Set the lines down again exactly, first line through the line that contains "const ANNEX = [0, 16, 32, 48, 64];", with no pictures.

• _Dataset excerpt_:
* * * * * * *

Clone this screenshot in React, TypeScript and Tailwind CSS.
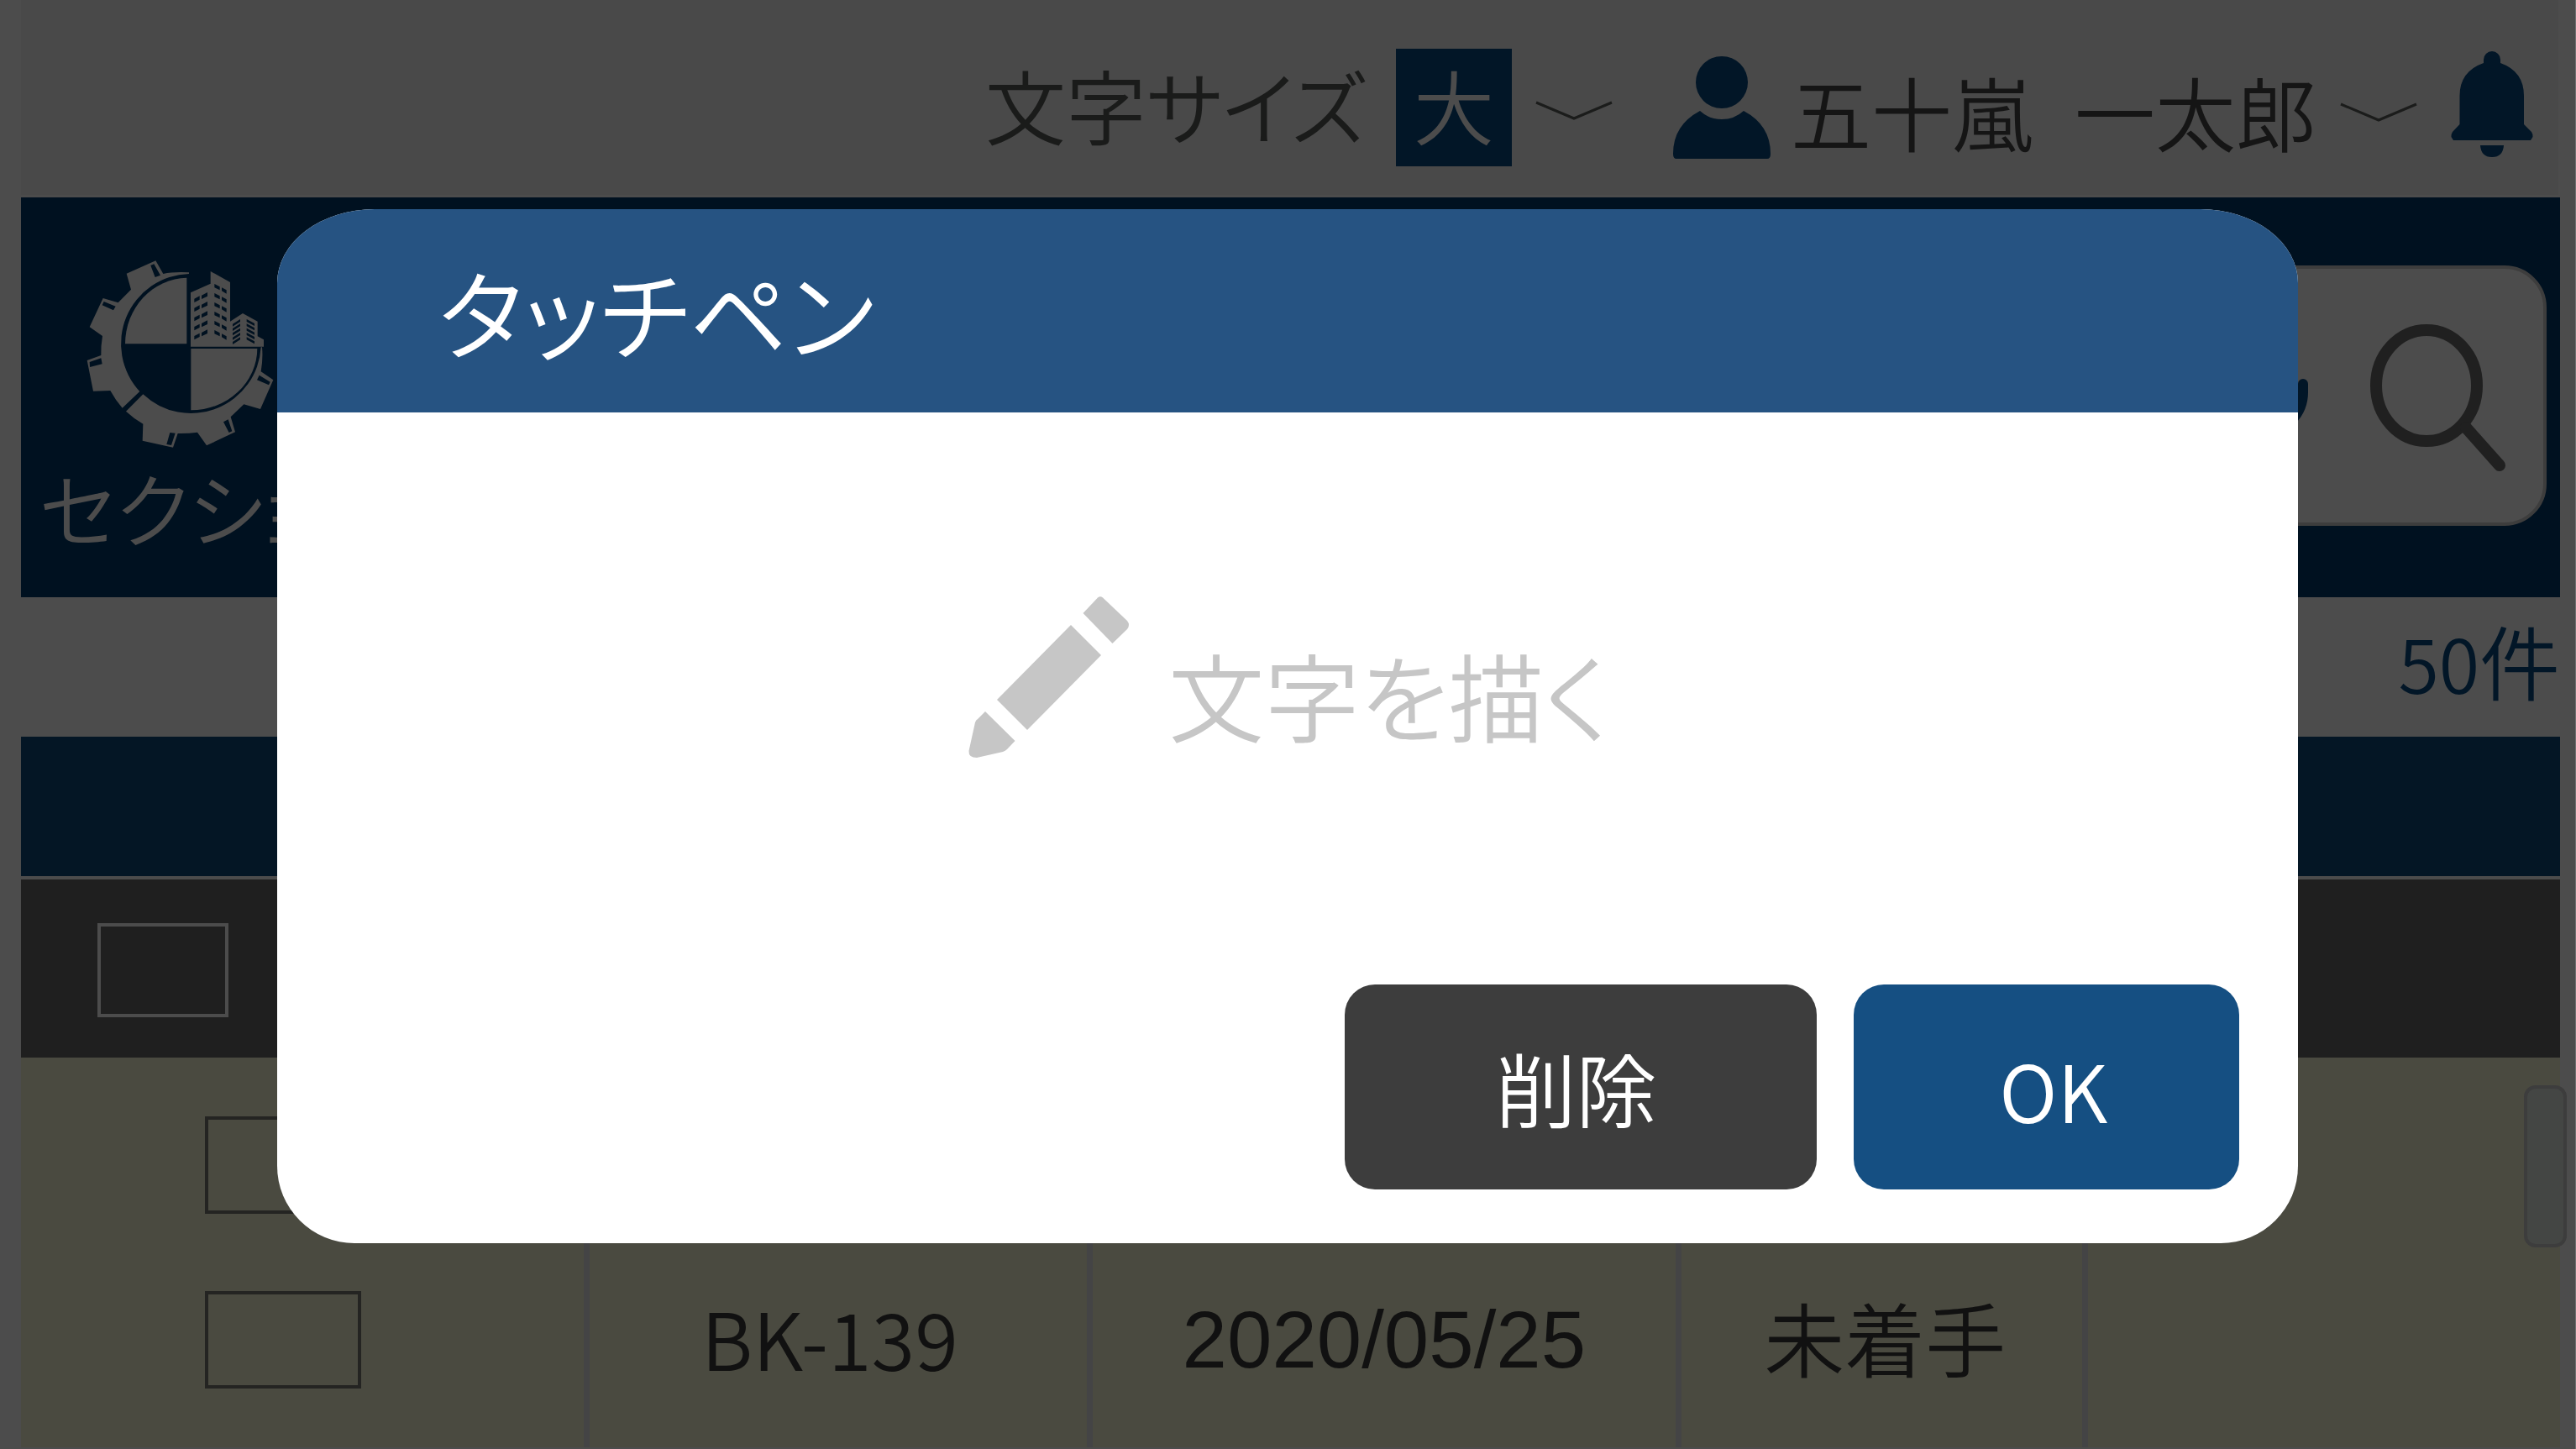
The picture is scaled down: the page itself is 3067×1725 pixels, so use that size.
import React from "react";

const BUILDING_LEFT = [0, 33, 67, 100, 133];
const BUILDING_RIGHT = [0, 33, 66, 99, 132, 165];
const ANNEX = [0, 16, 32, 48, 64];

function GearLogo() {
  return (
    <svg viewBox="309 270 669 669" className="block h-[223px] w-[223px]" aria-hidden="true">
      <g fill="#4c4c4c">
        <path d="M675 313Q620 310 583 318L556 271L452 317L468 374L422 421L368 405L320 508L366 540Q360 575 361 609L311 627L333 737L394 735Q413 770 437 797L499 738A250 250 0 0 1 675 318Z" />
        <path d="M511 748L450 809Q478 835 511 854L509 914L618 938L635 888Q670 889 705 884L738 931L840 883L824 829L871 784L930 801L976 697L932 667Q940 620 936 580L932 580A250 250 0 0 1 511 748Z" />
        <path d="M447 568A225 237 0 0 1 667 332V568Z" />
        <path d="M682 585H919A237 221 0 0 1 682 805Z" />
        <path d="M681 385L752 353V309L822 348V488L867 459L920 488V541L942 553V578H681Z" />
      </g>
      <g fill="#001120">
        <path d="M538 288L550 283L573 323L554 330ZM371 417L413 434L405 448L365 430ZM320 633L361 619L365 640L321 651Z" />
        <path d="M607 885L626 887L612 930L595 927ZM798 847L815 838L829 880L818 885ZM926 680L965 704L960 715L918 697Z" />
        {BUILDING_LEFT.map((d) => (
          <path key={d} transform={`translate(0 ${d})`} d="M694 407L713 397V410L694 420ZM720 395L741 384V398L720 408Z" />
        ))}
        {BUILDING_RIGHT.map((d) => (
          <path key={d} transform={`translate(0 ${d})`} d="M766 354L785 364V376L766 367ZM792 367L809 376V389L792 379Z" />
        ))}
        {ANNEX.map((d) => (
          <path key={d} transform={`translate(0 ${d})`} d="M831 497L858 480V489L831 506ZM881 480L909 495V504L881 489Z" />
        ))}
      </g>
    </svg>
  );
}

function Chevron() {
  return (
    <svg viewBox="0 0 92 24" className="h-6 w-[92px] shrink-0" fill="none" stroke="#1b1c1b" strokeWidth="3" aria-hidden="true">
      <path d="M1 2L46 21L91 2" />
    </svg>
  );
}

function PersonIcon() {
  return (
    <svg viewBox="0 0 116 122" className="h-[122px] w-[116px] shrink-0" fill="#021627" aria-hidden="true">
      <circle cx="58" cy="31" r="31" />
      <path d="M32 65Q43 75 58 75T84 65Q116 82 116 116Q116 122 112 122H4Q0 122 0 116Q0 82 32 65Z" />
    </svg>
  );
}

function BellIcon() {
  return (
    <svg viewBox="0 0 98 126" className="h-[126px] w-[98px] shrink-0" fill="#021627" aria-hidden="true">
      <path d="M39 14V10A10 10 0 0 1 59 10V14Q87 24 87 53V87L96 96Q98 99 97.500 102L95 106H3L0.500 102Q0 99 2 96L10.500 87V53Q10.500 24 39 14Z" />
      <path d="M35 112H63Q62 126 49 126T35 112Z" />
    </svg>
  );
}

function PencilIcon() {
  return (
    <svg viewBox="3 0 192 192" className="h-48 w-48 shrink-0" fill="#c6c6c6" aria-hidden="true">
      <path d="M139.500 20L157 1.500Q160 -1 163 1.500L192 29Q196 34 192 39L174.500 56Z" />
      <path d="M125 34L161 70L73 159L37 123Z" />
      <path d="M23 137L58.500 172L49 182Q47 184 44 185L13 192Q3 192 3.500 184L11 150Q12 147 14 146Z" />
    </svg>
  );
}

function MicIcon() {
  return (
    <svg viewBox="0 0 100 160" className="h-40 w-[100px]" fill="none" stroke="#021627" strokeWidth="12" strokeLinecap="round" aria-hidden="true">
      <rect x="30" y="6" width="40" height="86" rx="20" />
      <path d="M6 62V72A44 46 0 0 0 94 72V62M50 118V150M26 152H74" />
    </svg>
  );
}

function SearchIcon() {
  return (
    <svg viewBox="0 0 162 178" className="h-[178px] w-[162px]" fill="none" stroke="#202020" strokeWidth="14" strokeLinecap="round" aria-hidden="true">
      <ellipse cx="67" cy="73" rx="60" ry="66" />
      <path d="M114 123L154 168" />
    </svg>
  );
}

function Topbar() {
  return (
    <header className="mr-[2px] flex h-[232px] items-center justify-end bg-[#494949] pr-[30px] pt-6 text-[96px] leading-[140px] text-[#1a1b1a]">
      <label htmlFor="text-size" className="mr-9 pb-2 [font-feature-settings:'palt']">文字サイズ</label>
      <div className="flex items-center gap-7">
        <select
          id="text-size"
          defaultValue="大"
          className="h-[140px] w-[138px] appearance-none bg-[#021627] pb-2 pl-[21px] text-[96px] leading-[132px] text-[#4c4c4c]"
        >
          <option>大</option>
          <option>中</option>
          <option>小</option>
        </select>
        <span className="pt-2"><Chevron /></span>
      </div>
      <button type="button" className="ml-[72px] flex items-center gap-6 text-[#151515]">
        <PersonIcon />
        <span className="flex items-center gap-7">
          <span className="flex gap-[50px] pt-2">
            <span>五十嵐</span>
            <span>一太郎</span>
          </span>
          <span className="pt-3"><Chevron /></span>
        </span>
      </button>
      <button type="button" aria-label="通知" className="ml-10 pb-2">
        <BellIcon />
      </button>
    </header>
  );
}

function Navbar() {
  return (
    <nav className="mt-[3px] flex h-[476px] items-start bg-[#001120] pr-4">
      <a href="#section" className="flex w-[640px] shrink-0 flex-col pl-[22px] pt-[75px] text-[96px] leading-[140px] text-[#4c4c4c]">
        <span className="pl-14"><GearLogo /></span>
        <span className="[font-feature-settings:'palt']">セクション</span>
      </a>
      <form className="mt-[81px] flex h-[310px] flex-1 items-center justify-end gap-[74px] rounded-[50px] border-4 border-[#3d3d3d] bg-[#4c4c4c] pr-11 pt-2">
        <button type="button" aria-label="音声入力"><MicIcon /></button>
        <button type="submit" aria-label="検索"><SearchIcon /></button>
      </form>
    </nav>
  );
}

const box = "block appearance-none border-4";
const divider = "border-r-[7px] border-[#444445]";

function TaskTable() {
  return (
    <table className="w-full table-fixed border-separate border-spacing-0 text-center text-[96px] leading-[140px] text-[#111111]">
      <colgroup>
        <col className="w-[22.4%]" />
        <col className="w-[19.8%]" />
        <col className="w-[23.2%]" />
        <col className="w-[16%]" />
        <col />
      </colgroup>
      <thead>
        <tr className="h-[212px] bg-[#1f1f1f]">
          <th colSpan={5} className="pl-[91px] pt-1">
            <input type="checkbox" aria-label="すべて選択" className={`${box} h-[112px] w-[156px] border-[#4c4c4c]`} />
          </th>
        </tr>
      </thead>
      <tbody className="bg-[#4a4a40]">
        <tr className="h-[232px]">
          <td className={`${divider} pl-[219px] pt-6`}>
            <input type="checkbox" aria-label="行を選択" className={`${box} h-[116px] w-[186px] border-[#242422]`} />
          </td>
          <td className={divider} />
          <td className={divider} />
          <td className={divider} />
          <td />
        </tr>
        <tr className="h-[232px]">
          <td className={`${divider} pb-6 pl-[219px]`}>
            <input type="checkbox" aria-label="BK-139を選択" className={`${box} h-[116px] w-[186px] border-[#242422]`} />
          </td>
          <td className={`${divider} pb-8 pr-5 text-[94px]`}>BK-139</td>
          <td className={`${divider} pb-6 font-['Liberation_Sans',sans-serif]`}>2020/05/25</td>
          <td className={`${divider} pb-8 pl-2`}>未着手</td>
          <td />
        </tr>
      </tbody>
    </table>
  );
}

function TouchPenDialog() {
  return (
    <div className="absolute inset-0 flex items-start justify-center pt-[249px]">
      <section
        role="dialog"
        aria-modal="true"
        aria-labelledby="dialog-title"
        className="w-[78.5%] overflow-hidden rounded-b-[92px] rounded-t-[116px_88px] bg-white"
      >
        <h1
          id="dialog-title"
          className="h-[242px] bg-[#265382] pl-[192px] pt-10 text-[116px] leading-[160px] text-white [font-feature-settings:'palt']"
        >
          タッチペン
        </h1>
        <div className="flex h-[681px] items-start justify-center gap-[46px] pl-1 pt-[219px]">
          <PencilIcon />
          <p className="pt-9 text-[114px] leading-[160px] text-[#c6c6c6] [font-feature-settings:'palt']">文字を描く</p>
        </div>
        <div className="flex justify-end gap-11 pb-16 pr-[70px] text-[96px] leading-[140px] text-white">
          <button type="button" className="h-[244px] w-[562px] rounded-[36px] bg-[#3d3d3d] pr-3">削除</button>
          <button type="button" className="h-[244px] w-[459px] rounded-[36px] bg-[#154f82] pl-4 pt-1 text-[94px]">OK</button>
        </div>
      </section>
    </div>
  );
}

export default function App() {
  return (
    <div className="relative min-h-screen overflow-hidden border-r border-[#707070] bg-[#4c4c4c] pl-[25px] pr-[18px] font-['Noto_Sans_CJK_JP',sans-serif] font-[350]">
      <Topbar />
      <Navbar />
      <main className="relative">
        <p className="h-[166px] pt-1 text-right text-[96px] leading-[140px] text-[#021627]">
          <span className="text-[88px]">50</span>件
        </p>
        <div className="mb-1 h-[166px] bg-[#041625]" />
        <TaskTable />
        <div className="absolute -right-2 top-[581px] h-[193px] w-[51px] rounded-[14px] border-4 border-[#3d3d3d] bg-[#444644]" />
      </main>
      <TouchPenDialog />
    </div>
  );
}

* * * * * * *

• _Problem solution_:
Clone this screenshot in React, TypeScript and Tailwind CSS.
The picture is scaled down: the page itself is 3067×1725 pixels, so use that size.
import React from "react";

const BUILDING_LEFT = [0, 33, 67, 100, 133];
const BUILDING_RIGHT = [0, 33, 66, 99, 132, 165];
const ANNEX = [0, 16, 32, 48, 64];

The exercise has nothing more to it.